Solvated electrons in alkali metal-ammonia solutions have attracted attention as a prototype electronic conductor and chemical reducing agent for over a century. However, solvated electrons have not been realized in a high-temperature melt or glass of an oxide system to date. We demonstrated the formation of persistent solvated electrons in both a high-temperature melt and its glass by using the thermally stable electride [Ca24Al28O64]4+⋅4e (C12A7:e) and controlling the partial pressure of oxygen. The electrical and structural properties of the resulting melt and glass differ from those of the conventional C12A7:O2− oxide, exhibiting metallic and hopping conduction, respectively, and a glass transition temperature that is ~160 kelvin lower than that of C12A7:O2− glass. Solvated electrons reside in cage structures in C12A7:e and form a diamagnetic paired state.

Solvated electrons in alkali metal-ammonia solution have been a diverse stem for scientific and applied researches (1). Furthermore, alkali metal-amine solutions containing solvated electrons can be condensed into ionic solids, known as electrides, in which electrons are trapped in well-defined structural cavities and/or channels in matrices (2). Organic electrides can be created in which organic complexants, such as crown ethers, bind electrons, but these compounds are thermally unstable (2).
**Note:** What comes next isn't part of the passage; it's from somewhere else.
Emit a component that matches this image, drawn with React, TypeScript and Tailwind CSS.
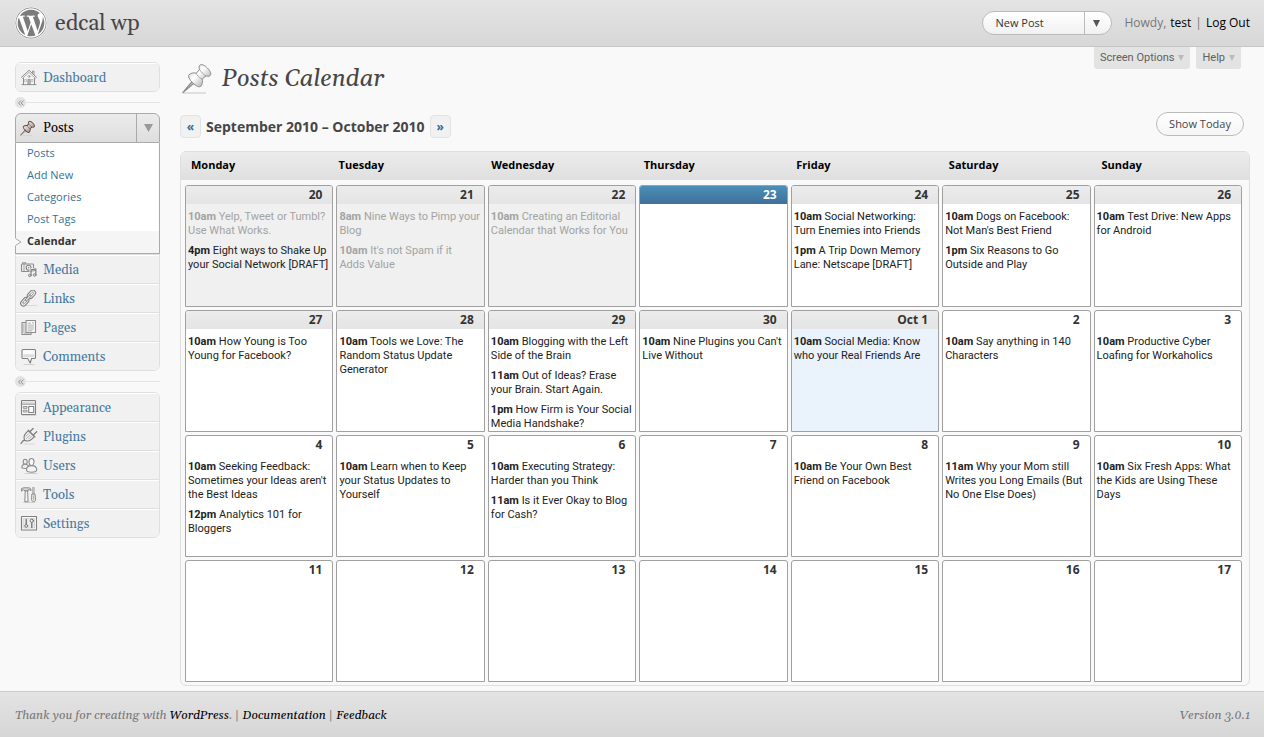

This drawback provoked the development of thermally stable electrides based on inorganic compounds, such as calcium aluminum oxide (12CaO⋅7Al2O3, abbreviated as C12A7:O2−). In this compound, O2− is a caged species that compensates for the positive charge of the ~0.4-nm cage, and an electride can be formed by displacing this anion (3, 4). The caged electrons are protected from air and moisture even near room temperature (RT) because of the small size of the windows (diameters of ~0.1 nm) connecting the cages.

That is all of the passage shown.